Research & Papers

Predictive Bayesian Arbitration: A Scalable Noisy-OR Model with Service Criticality Awareness

A new AI model predicts cloud failures before they happen, reducing detection time by 60% and improving switchover efficiency by 77.8%.

Deep Dive

A team of researchers has published a paper on arXiv introducing 'Predictive Bayesian Arbitration: A Scalable Noisy-OR Model with Service Criticality Awareness.' This novel framework tackles a core problem in modern cloud infrastructure: the reactive nature of failure detection in Geographically High-Available (Geo-HA) clusters. Traditional systems rely on deterministic heartbeats and dedicated arbiters, leading to resource-intensive monitoring and unavoidable downtime when a failure occurs. The new approach consolidates arbitration logic into a shared, microservice-based architecture, significantly reducing the infrastructure footprint.

At the heart of the system is an adaptive online learning mechanism built on a Bayesian Noisy-OR model. This AI model autonomously discovers and learns temporal cascade dependencies from emergent failure patterns within the cloud system. To overcome initial 'cold start' challenges, it utilizes expert-informed priors that are dynamically refined at runtime without manual configuration. The experimental results are striking, demonstrating a 60% reduction in Mean Time to Failure Detection (MTTFD) and improving total switchover efficiency by up to 77.8% compared to traditional reactive standards.

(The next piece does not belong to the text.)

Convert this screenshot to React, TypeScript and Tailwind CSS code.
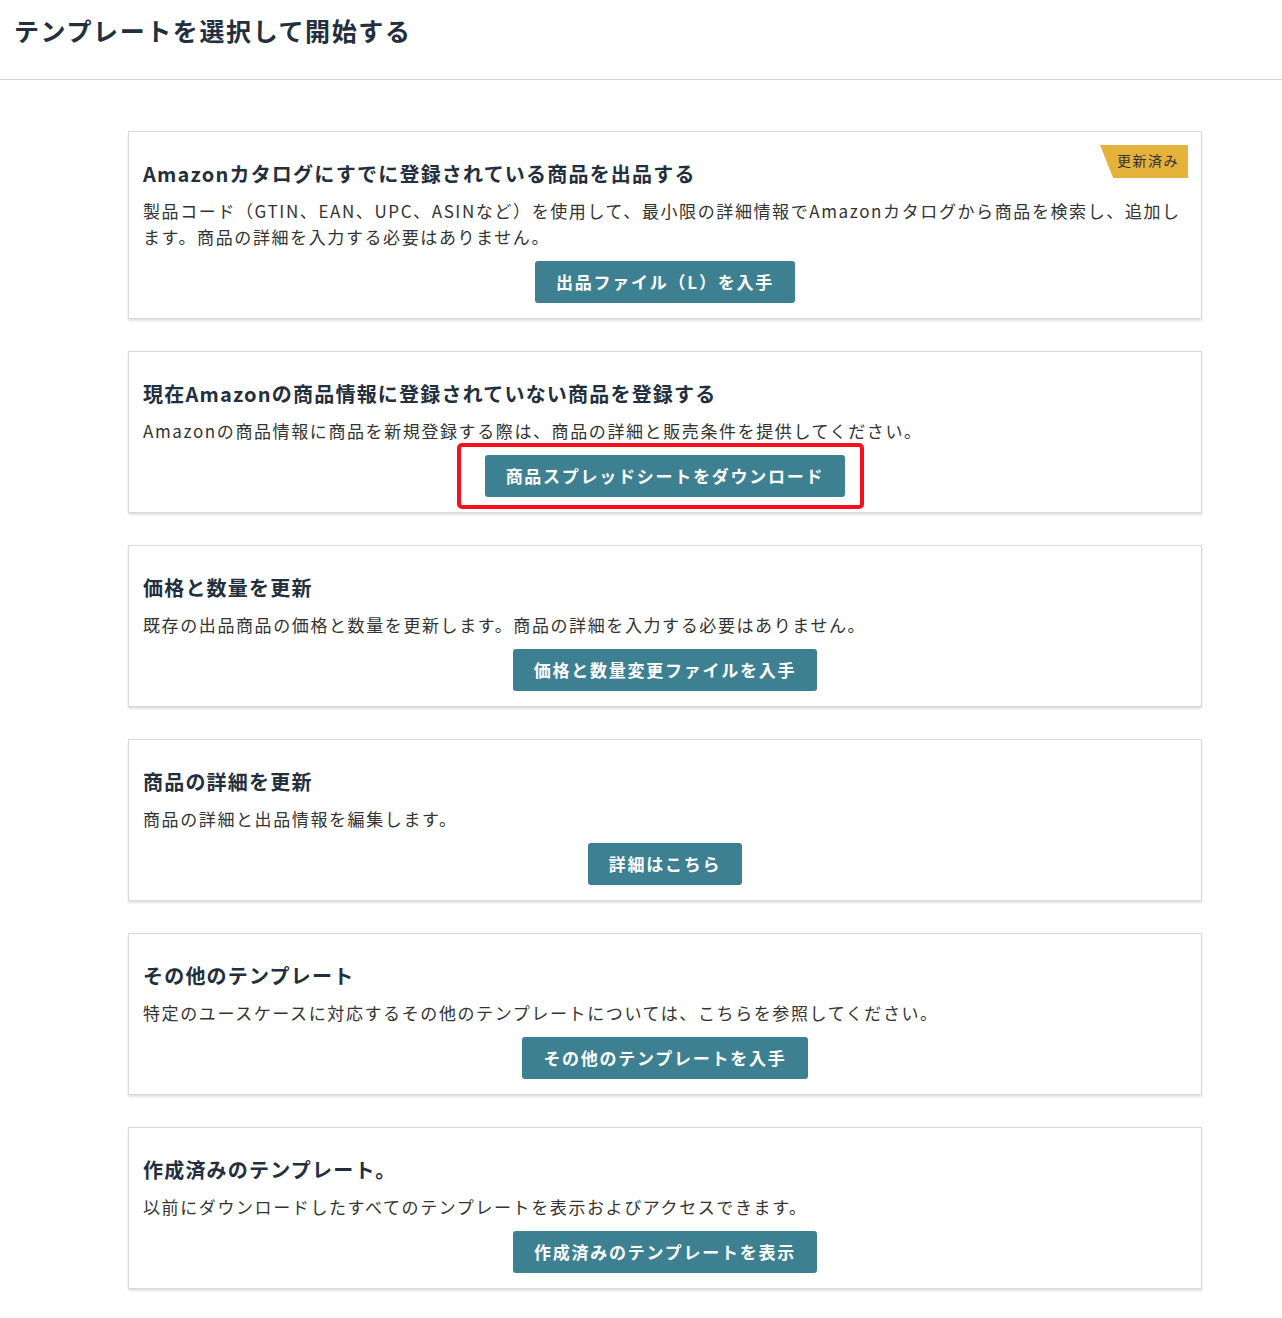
import React from "react";

type Template = {
    title: string;
    description: string;
    button: string;
    badge?: string;
    highlighted?: boolean;
};

const templates: Template[] = [
    {
        title: "Amazonカタログにすでに登録されている商品を出品する",
        description:
            "製品コード（GTIN、EAN、UPC、ASINなど）を使用して、最小限の詳細情報でAmazonカタログから商品を検索し、追加します。商品の詳細を入力する必要はありません。",
        button: "出品ファイル（L）を入手",
        badge: "更新済み",
    },
    {
        title: "現在Amazonの商品情報に登録されていない商品を登録する",
        description: "Amazonの商品情報に商品を新規登録する際は、商品の詳細と販売条件を提供してください。",
        button: "商品スプレッドシートをダウンロード",
        highlighted: true,
    },
    {
        title: "価格と数量を更新",
        description: "既存の出品商品の価格と数量を更新します。商品の詳細を入力する必要はありません。",
        button: "価格と数量変更ファイルを入手",
    },
    {
        title: "商品の詳細を更新",
        description: "商品の詳細と出品情報を編集します。",
        button: "詳細はこちら",
    },
    {
        title: "その他のテンプレート",
        description: "特定のユースケースに対応するその他のテンプレートについては、こちらを参照してください。",
        button: "その他のテンプレートを入手",
    },
    {
        title: "作成済みのテンプレート。",
        description: "以前にダウンロードしたすべてのテンプレートを表示およびアクセスできます。",
        button: "作成済みのテンプレートを表示",
    },
];

function TemplateCard({ t }: { t: Template }) {
    return (
        <div className="relative bg-white border border-[#d9d9d9] shadow-[0_2px_2px_rgba(0,0,0,0.12)] px-[14px] pt-[28px] pb-[15px]">
            {t.badge && (
                <span className="absolute top-[13px] right-[13px] w-[88px] h-[33px] bg-[#e5b23c] text-[#333] text-[14px] tracking-[1.5px] flex items-center justify-end pr-[9px] pb-[2px] [clip-path:polygon(0_0,100%_0,100%_100%,15%_100%)]">
                    {t.badge}
                </span>
            )}
            <h2 className="text-[20px] leading-[28px] font-bold tracking-[1.2px] text-[#232f3e]">{t.title}</h2>
            <p className="mt-[10px] text-[17px] leading-[26px] tracking-[1.6px] text-[#333]">{t.description}</p>
            <div className="mt-[11px] flex justify-center">
                <div className="relative">
                    <button className="h-[42px] px-[21px] rounded-[3px] bg-[#3d8092] text-white text-[17px] font-bold tracking-[1.75px]">
                        {t.button}
                    </button>
                    {t.highlighted && (
                        <span className="absolute -left-[28px] -right-[19px] -top-[12px] -bottom-[12px] border-[4px] border-[#f7101c] rounded-[5px] pointer-events-none" />
                    )}
                </div>
            </div>
        </div>
    );
}

export default function App() {
    return (
        <div className="min-h-[1318px] bg-white font-['Noto_Sans_CJK_JP','Noto_Sans',sans-serif]">
            <div className="h-[80px] border-b border-[#d5d5d5] px-[14px] pt-[12px]">
                <h1 className="text-[25px] leading-[36px] font-bold tracking-[1.6px] text-[#232f3e]">
                    テンプレートを選択して開始する
                </h1>
            </div>
            <div className="ml-[128px] w-[1074px] mt-[51px] pb-[29px] flex flex-col gap-[32px]">
                {templates.map((t) => (
                    <TemplateCard key={t.button} t={t} />
                ))}
            </div>
        </div>
    );
}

This predictive capability provides a crucial lead time, enabling the system to initiate a proactive switchover to a backup node *before* a hard failure fully compromises service. Remarkably, it achieves this with linear O(n) computational complexity, ensuring the solution remains scalable for large, distributed microservice architectures. The framework represents a significant shift from reactive to predictive system management, directly addressing the performance-durability gap in cloud-native environments.

Key Points
  • Uses a Bayesian Noisy-OR model to autonomously learn failure patterns and dependencies in cloud systems.
  • Achieves a 60% faster failure detection rate and up to 77.8% better switchover efficiency than traditional methods.
  • Enables proactive, pre-failure switchovers in Geo-HA clusters, moving infrastructure management from reactive to predictive.

Why It Matters

This predictive AI model could drastically reduce costly cloud outages for enterprises, making critical online services more resilient and reliable.